8.Android Marshmallow: Android RAM Manager

No this isn’t a kind of shepherd. The Android RAM Manager keeps a close eye on your phone’s Random Access Memory and shows you a much more detailed background of which apps are most hungry for your phone’s grey matter.

9.Android Marshmallow: Adoptive Storage

Another one we’ve heard of before, Adoptive Storage allows the Android system to “adopt” an external memory device such as a micro SD card and treat it as on board storage.

10. Android Marshmallow: Dark Theme

Pretty much does what it says on the tin; there’s a dark theme now if you want it!

11. Android Marshmallow: Google Now

Plenty of attention has been focused on Google Now, generally with the intention of making it smarter, faster, more responsive and accurate, and overall easier to use and get exactly what you need out of it.
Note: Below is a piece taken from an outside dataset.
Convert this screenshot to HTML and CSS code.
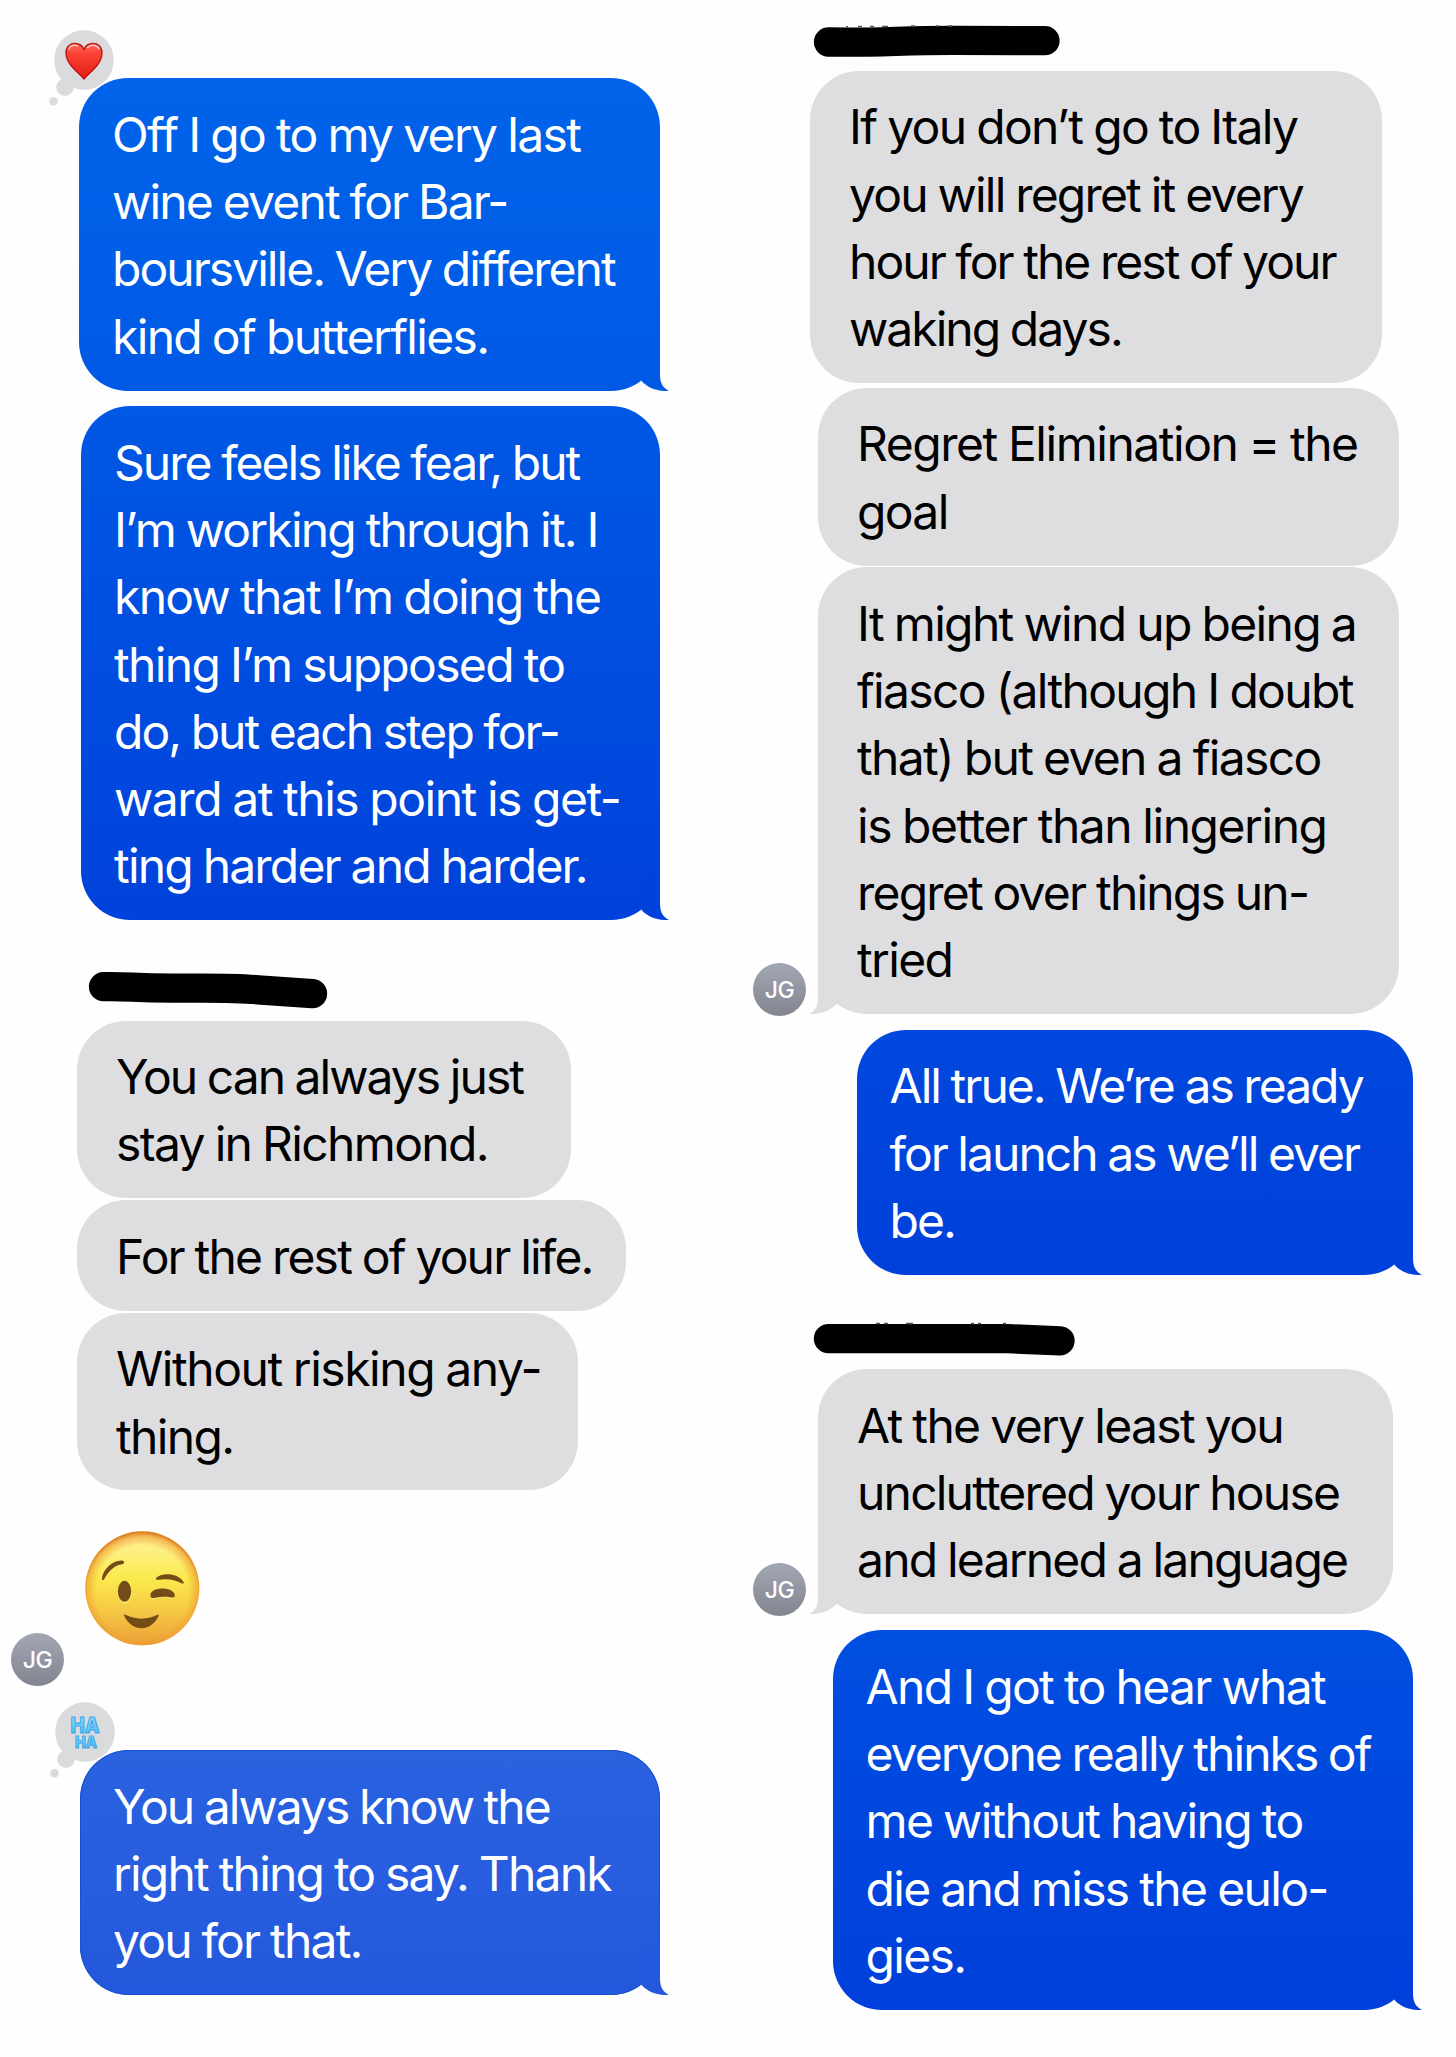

Google says the Google Now suite understands context better than ever before, so for example, if you have a route set up in your Maps already you can ask “how far is it?” and Google Now will know you are referring to the current route’s end destination – you don’t have to be so specific any longer.

12. Android Marshmallow: Voicemail

Google has expanded voicemail functionality to include a lot more useful details at a glance and allowing you to control your message playback via a slider, pause, delete and much more, rather than having to go through the annoying process of pressing number keys to perform these functions when prompted. This functionality will need to be enabled on a carrier-by-carrier basis, but support is expected to become widespread.

13. Android Marshmallow: Android Marshmallow Release Date

According to a report dating September 25, courtesy of Mobile Syrup, the existing Nexus 5 and Nexus 6 handsets will be receiving Android Marshmallow by October 5. The info comes via Canadian carrier Telus, which published a software update schedule for several of its devices. Among these, the two Nexus devices were mentioned with “Android M” as the new build.